Exercise details:
Look through the data for the string "styles". Copy every line where it is found.

Listing:
────────────────────────────────────────
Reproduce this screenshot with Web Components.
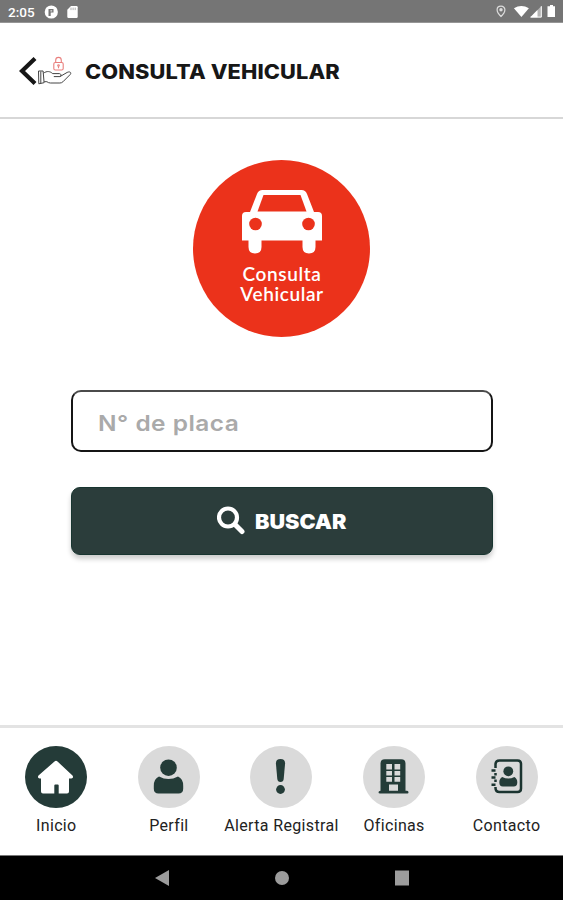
────────────────────────────────────────
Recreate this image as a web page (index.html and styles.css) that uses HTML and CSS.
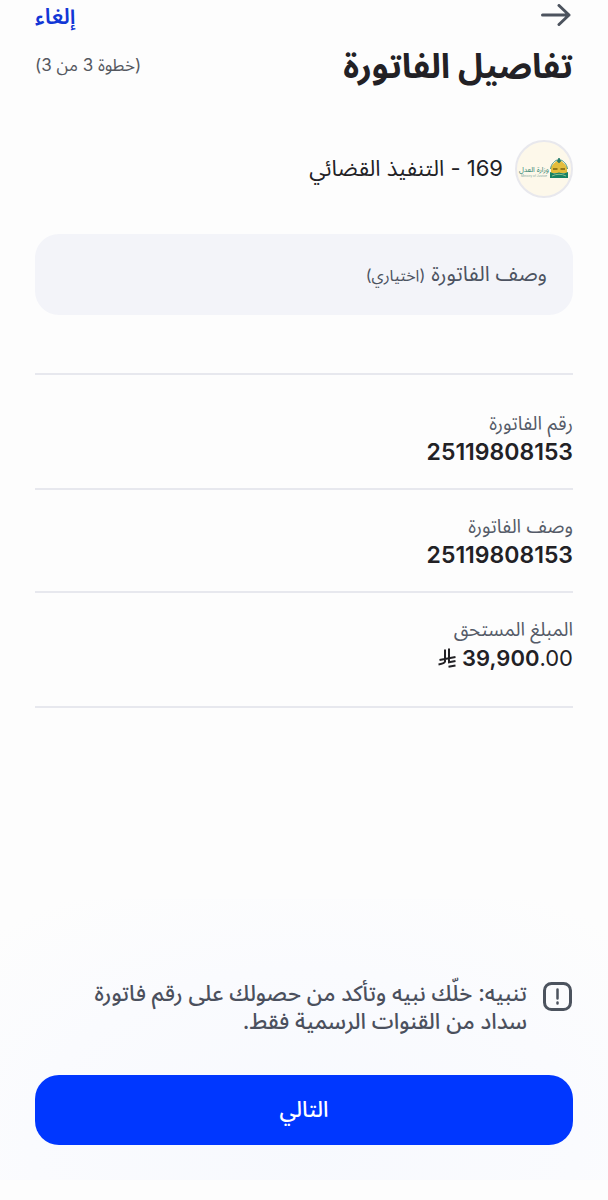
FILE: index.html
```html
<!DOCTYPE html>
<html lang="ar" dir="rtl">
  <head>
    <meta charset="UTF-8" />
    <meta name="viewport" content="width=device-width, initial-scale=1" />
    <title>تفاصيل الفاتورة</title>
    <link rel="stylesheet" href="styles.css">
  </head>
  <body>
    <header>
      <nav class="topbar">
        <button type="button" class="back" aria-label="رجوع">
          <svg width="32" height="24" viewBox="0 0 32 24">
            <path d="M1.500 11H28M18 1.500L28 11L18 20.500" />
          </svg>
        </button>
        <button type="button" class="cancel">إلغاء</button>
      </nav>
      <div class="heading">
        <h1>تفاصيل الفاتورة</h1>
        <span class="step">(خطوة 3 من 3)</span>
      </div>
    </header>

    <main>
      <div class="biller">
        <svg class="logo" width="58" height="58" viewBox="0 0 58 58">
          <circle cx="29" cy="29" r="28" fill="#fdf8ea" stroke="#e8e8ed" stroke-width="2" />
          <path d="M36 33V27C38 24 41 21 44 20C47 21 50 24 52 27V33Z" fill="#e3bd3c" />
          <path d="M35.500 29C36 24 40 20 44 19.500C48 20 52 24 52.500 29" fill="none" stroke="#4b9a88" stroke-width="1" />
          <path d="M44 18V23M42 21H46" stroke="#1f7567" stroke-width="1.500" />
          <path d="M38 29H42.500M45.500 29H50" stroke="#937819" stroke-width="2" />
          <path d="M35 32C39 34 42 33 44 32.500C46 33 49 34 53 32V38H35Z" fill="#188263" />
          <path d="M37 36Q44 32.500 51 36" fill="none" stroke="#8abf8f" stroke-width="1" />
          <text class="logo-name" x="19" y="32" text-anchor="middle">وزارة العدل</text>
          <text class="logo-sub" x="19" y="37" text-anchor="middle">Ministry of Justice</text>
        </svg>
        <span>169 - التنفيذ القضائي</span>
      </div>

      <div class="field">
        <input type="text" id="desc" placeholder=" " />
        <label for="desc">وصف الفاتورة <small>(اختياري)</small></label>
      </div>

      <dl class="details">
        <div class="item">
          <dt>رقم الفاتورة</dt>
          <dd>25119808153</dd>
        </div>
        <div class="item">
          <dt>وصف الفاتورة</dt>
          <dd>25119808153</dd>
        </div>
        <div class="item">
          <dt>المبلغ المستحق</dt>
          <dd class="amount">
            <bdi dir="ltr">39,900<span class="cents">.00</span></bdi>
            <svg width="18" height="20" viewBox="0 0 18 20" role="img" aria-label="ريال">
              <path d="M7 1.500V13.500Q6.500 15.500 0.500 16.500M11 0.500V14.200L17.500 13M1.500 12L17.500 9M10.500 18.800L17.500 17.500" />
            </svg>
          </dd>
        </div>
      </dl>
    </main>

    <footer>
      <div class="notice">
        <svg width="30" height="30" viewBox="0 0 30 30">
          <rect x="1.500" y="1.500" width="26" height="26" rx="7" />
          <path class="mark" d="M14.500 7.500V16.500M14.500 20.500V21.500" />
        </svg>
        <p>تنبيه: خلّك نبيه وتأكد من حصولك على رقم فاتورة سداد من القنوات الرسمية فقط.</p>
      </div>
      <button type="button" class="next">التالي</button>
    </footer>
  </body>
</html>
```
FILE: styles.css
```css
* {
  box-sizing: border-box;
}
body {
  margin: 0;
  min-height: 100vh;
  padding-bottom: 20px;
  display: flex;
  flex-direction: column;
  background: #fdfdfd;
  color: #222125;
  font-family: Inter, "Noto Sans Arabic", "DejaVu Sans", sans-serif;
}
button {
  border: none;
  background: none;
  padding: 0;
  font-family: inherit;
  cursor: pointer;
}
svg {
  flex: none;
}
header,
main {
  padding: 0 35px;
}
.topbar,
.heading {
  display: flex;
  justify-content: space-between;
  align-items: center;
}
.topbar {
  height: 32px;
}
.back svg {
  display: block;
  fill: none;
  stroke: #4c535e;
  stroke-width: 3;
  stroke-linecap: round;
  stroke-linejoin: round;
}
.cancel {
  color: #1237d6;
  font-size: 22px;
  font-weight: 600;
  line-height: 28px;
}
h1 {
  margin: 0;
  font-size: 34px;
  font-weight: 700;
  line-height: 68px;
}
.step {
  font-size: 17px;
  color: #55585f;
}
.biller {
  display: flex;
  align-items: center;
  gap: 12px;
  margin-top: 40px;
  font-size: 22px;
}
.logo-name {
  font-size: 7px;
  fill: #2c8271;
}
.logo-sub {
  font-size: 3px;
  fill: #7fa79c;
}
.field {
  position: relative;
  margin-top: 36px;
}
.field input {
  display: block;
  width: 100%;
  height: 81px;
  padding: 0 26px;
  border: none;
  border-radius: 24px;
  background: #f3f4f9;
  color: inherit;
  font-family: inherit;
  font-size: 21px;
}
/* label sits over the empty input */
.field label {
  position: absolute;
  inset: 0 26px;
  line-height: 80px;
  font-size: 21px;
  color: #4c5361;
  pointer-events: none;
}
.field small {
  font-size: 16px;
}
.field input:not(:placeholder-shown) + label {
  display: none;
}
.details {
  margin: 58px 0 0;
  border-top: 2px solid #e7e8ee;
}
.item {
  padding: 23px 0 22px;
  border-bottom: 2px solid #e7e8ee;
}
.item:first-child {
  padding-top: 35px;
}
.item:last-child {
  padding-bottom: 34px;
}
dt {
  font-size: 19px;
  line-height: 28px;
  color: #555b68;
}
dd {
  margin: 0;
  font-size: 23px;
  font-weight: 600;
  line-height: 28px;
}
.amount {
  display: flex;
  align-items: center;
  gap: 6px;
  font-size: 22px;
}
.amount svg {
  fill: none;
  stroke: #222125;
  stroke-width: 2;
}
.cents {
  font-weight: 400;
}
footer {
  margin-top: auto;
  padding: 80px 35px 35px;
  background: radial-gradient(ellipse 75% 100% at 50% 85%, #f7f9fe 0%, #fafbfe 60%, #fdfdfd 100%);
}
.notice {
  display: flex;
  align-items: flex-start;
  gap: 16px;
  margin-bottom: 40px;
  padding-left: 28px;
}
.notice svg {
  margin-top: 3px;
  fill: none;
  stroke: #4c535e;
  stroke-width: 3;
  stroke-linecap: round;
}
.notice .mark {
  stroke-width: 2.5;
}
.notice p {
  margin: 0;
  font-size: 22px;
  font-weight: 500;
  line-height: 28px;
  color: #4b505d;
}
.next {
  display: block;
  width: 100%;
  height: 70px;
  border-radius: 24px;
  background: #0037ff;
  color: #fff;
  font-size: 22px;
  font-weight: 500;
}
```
────────────────────────────────────────
Exercise answer:
Recreate this image as a web page (index.html and styles.css) that uses HTML and CSS.
    <link rel="stylesheet" href="styles.css">
FILE: styles.css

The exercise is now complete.